*Exercise brief*:
Exactly retype the lines from the top of the data through the line containing "border-[#9d9d9d] bg-white text-center", leaving out every picture.

*Stored data*:

⁂

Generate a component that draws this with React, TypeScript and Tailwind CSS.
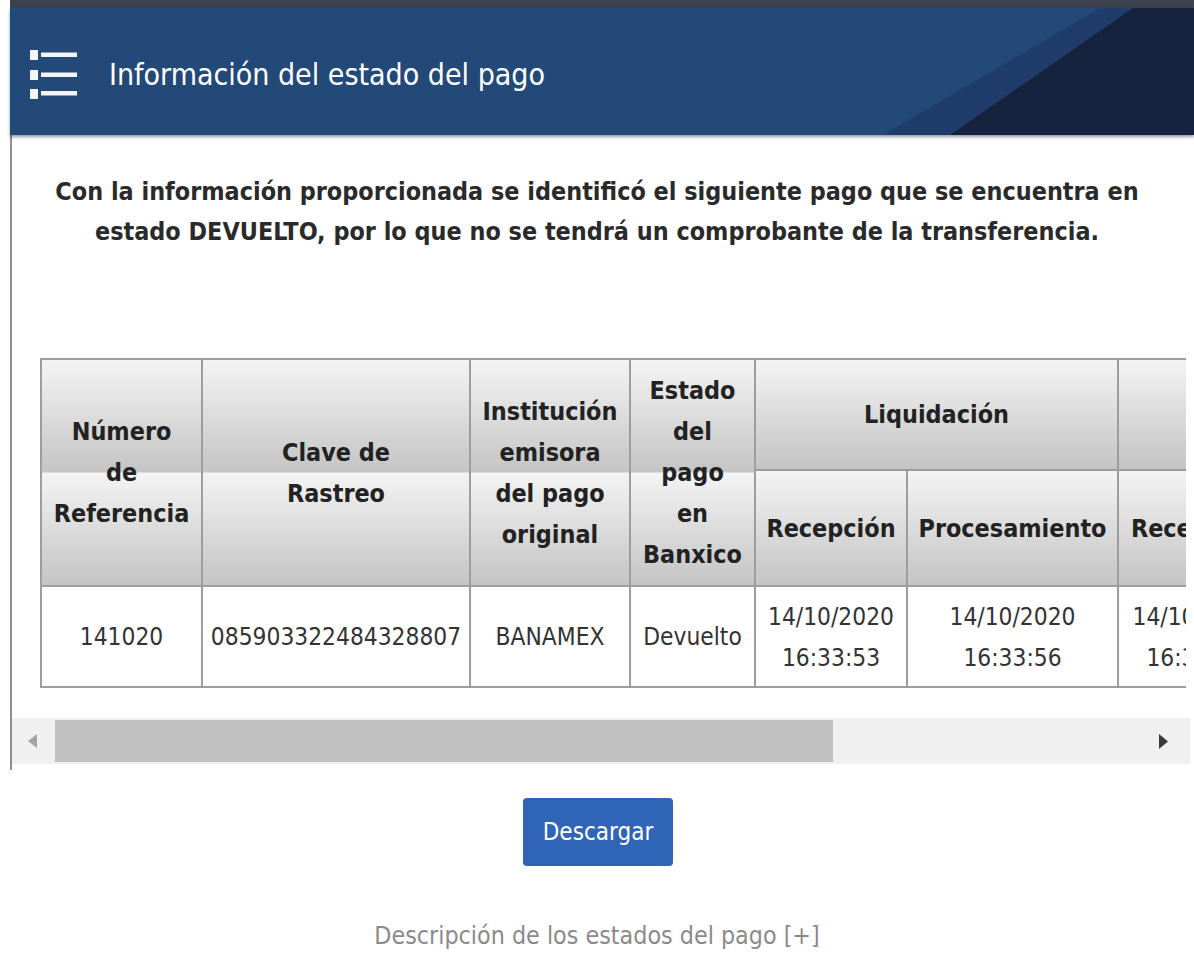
import React from "react";

function ListIcon() {
  return (
    <svg width="48" height="50" viewBox="0 0 48 50" className="shrink-0">
      <g fill="#f3f5f9">
        <rect x="0" y="0" width="8" height="10" />
        <rect x="0" y="20" width="8" height="10" />
        <rect x="0" y="39" width="8" height="10" />
        <rect x="11" y="2.5" width="36" height="4.5" />
        <rect x="11" y="22.5" width="36" height="4.5" />
        <rect x="11" y="41" width="36" height="4.5" />
      </g>
    </svg>
  );
}

const thBase =
  "border-2 border-[#9d9d9d] bg-linear-to-b from-[#f4f4f4] to-[#c4c4c4] text-center align-middle font-bold text-[#222] text-[24.9px] leading-[41px] p-0";
const thSpan = thBase + " bg-size-[100%_50%] bg-repeat";
const td =
  "border-2 border-[#9d9d9d] bg-white text-center align-middle font-normal text-[#333] text-[24.3px] leading-[41px] p-0";

export default function App() {
  return (
    <div className="relative h-[960px] w-[1194px] overflow-hidden bg-white font-['DejaVu_Sans_Condensed','DejaVu_Sans',sans-serif]">
      <div className="ml-[10px]">
        <div className="h-[8px] bg-[#3c424e]" />
        <header className="relative z-10 flex h-[127px] items-center overflow-hidden bg-[#234979] pl-[20px] pt-[6px] shadow-[0_2px_3px_rgba(20,30,50,0.45)]">
          <svg className="absolute inset-0" width="1184" height="127" viewBox="0 0 1184 127">
            <polygon points="873,127 1090,0 1123,0 940,127" fill="#1f3c6b" />
            <polygon points="940,127 1123,0 1184,0 1184,127" fill="#15233f" />
          </svg>
          <div className="relative">
            <ListIcon />
          </div>
          <h1 className="relative ml-[31px] text-[30px] font-normal leading-none text-white">
            Información del estado del pago
          </h1>
        </header>

        <div className="h-[635px] border-l-2 border-[#8f8f8f]">
          <p className="mr-[12px] pt-[37px] text-center text-[24.9px] font-bold leading-[40px] text-[#2a2a2a]">
            Con la información proporcionada se identificó el siguiente pago que se encuentra en
            <br />
            estado DEVUELTO, por lo que no se tendrá un comprobante de la transferencia.
          </p>

          <div className="ml-[28px] mr-[8px] mt-[106px] overflow-hidden">
            <table className="w-[1232px] table-fixed border-collapse">
              <colgroup>
                <col className="w-[161px]" />
                <col className="w-[268px]" />
                <col className="w-[160px]" />
                <col className="w-[125px]" />
                <col className="w-[152px]" />
                <col className="w-[211px]" />
                <col className="w-[155px]" />
              </colgroup>
              <thead>
                <tr className="h-[111px]">
                  <th rowSpan={2} className={thSpan}>
                    Número
                    <br />
                    de
                    <br />
                    Referencia
                  </th>
                  <th rowSpan={2} className={thSpan}>
                    Clave de
                    <br />
                    Rastreo
                  </th>
                  <th rowSpan={2} className={thSpan}>
                    Institución
                    <br />
                    emisora
                    <br />
                    del pago
                    <br />
                    original
                  </th>
                  <th rowSpan={2} className={thSpan}>
                    Estado
                    <br />
                    del
                    <br />
                    pago
                    <br />
                    en
                    <br />
                    Banxico
                  </th>
                  <th colSpan={2} className={thBase}>
                    Liquidación
                  </th>
                  <th className={thBase} />
                </tr>
                <tr className="h-[116px]">
                  <th className={thBase}>Recepción</th>
                  <th className={thBase}>Procesamiento</th>
                  <th className={thBase}>Recepción</th>
                </tr>
              </thead>
              <tbody>
                <tr className="h-[101px]">
                  <td className={td}>141020</td>
                  <td className={td}>085903322484328807</td>
                  <td className={td}>BANAMEX</td>
                  <td className={td}>Devuelto</td>
                  <td className={td}>
                    14/10/2020
                    <br />
                    16:33:53
                  </td>
                  <td className={td}>
                    14/10/2020
                    <br />
                    16:33:56
                  </td>
                  <td className={td}>
                    14/10/2020
                    <br />
                    16:33:58
                  </td>
                </tr>
              </tbody>
            </table>
          </div>

          <div className="mr-[4px] mt-[30px] flex h-[46px] items-stretch bg-[#f0f0f0]">
            <div className="flex w-[41px] items-center justify-center">
              <svg width="9" height="14" viewBox="0 0 9 14">
                <polygon points="9,0 0,7 9,14" fill="#a3a3a3" />
              </svg>
            </div>
            <div className="my-[2px] ml-[2px] w-[778px] bg-[#c1c1c1]" />
            <div className="flex flex-1 items-center justify-end pr-[22px]">
              <svg width="9" height="15" viewBox="0 0 9 15">
                <polygon points="0,0 9,7.5 0,15" fill="#3a3a3a" />
              </svg>
            </div>
          </div>
        </div>
      </div>

      <div className="mt-[28px] flex justify-center pl-[2px]">
        <button className="h-[68px] w-[150px] rounded-[4px] bg-[#2f64b6] text-[24px] text-white">
          Descargar
        </button>
      </div>

      <p className="mt-[54px] text-center text-[24.8px] leading-[32px] text-[#8a8a8a]">
        Descripción de los estados del pago [+]
      </p>
    </div>
  );
}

⁂

*Exercise output*:
Generate a component that draws this with React, TypeScript and Tailwind CSS.
import React from "react";

function ListIcon() {
  return (
    <svg width="48" height="50" viewBox="0 0 48 50" className="shrink-0">
      <g fill="#f3f5f9">
        <rect x="0" y="0" width="8" height="10" />
        <rect x="0" y="20" width="8" height="10" />
        <rect x="0" y="39" width="8" height="10" />
        <rect x="11" y="2.5" width="36" height="4.5" />
        <rect x="11" y="22.5" width="36" height="4.5" />
        <rect x="11" y="41" width="36" height="4.5" />
      </g>
    </svg>
  );
}

const thBase =
  "border-2 border-[#9d9d9d] bg-linear-to-b from-[#f4f4f4] to-[#c4c4c4] text-center align-middle font-bold text-[#222] text-[24.9px] leading-[41px] p-0";
const thSpan = thBase + " bg-size-[100%_50%] bg-repeat";
const td =
  "border-2 border-[#9d9d9d] bg-white text-center align-middle font-normal text-[#333] text-[24.3px] leading-[41px] p-0";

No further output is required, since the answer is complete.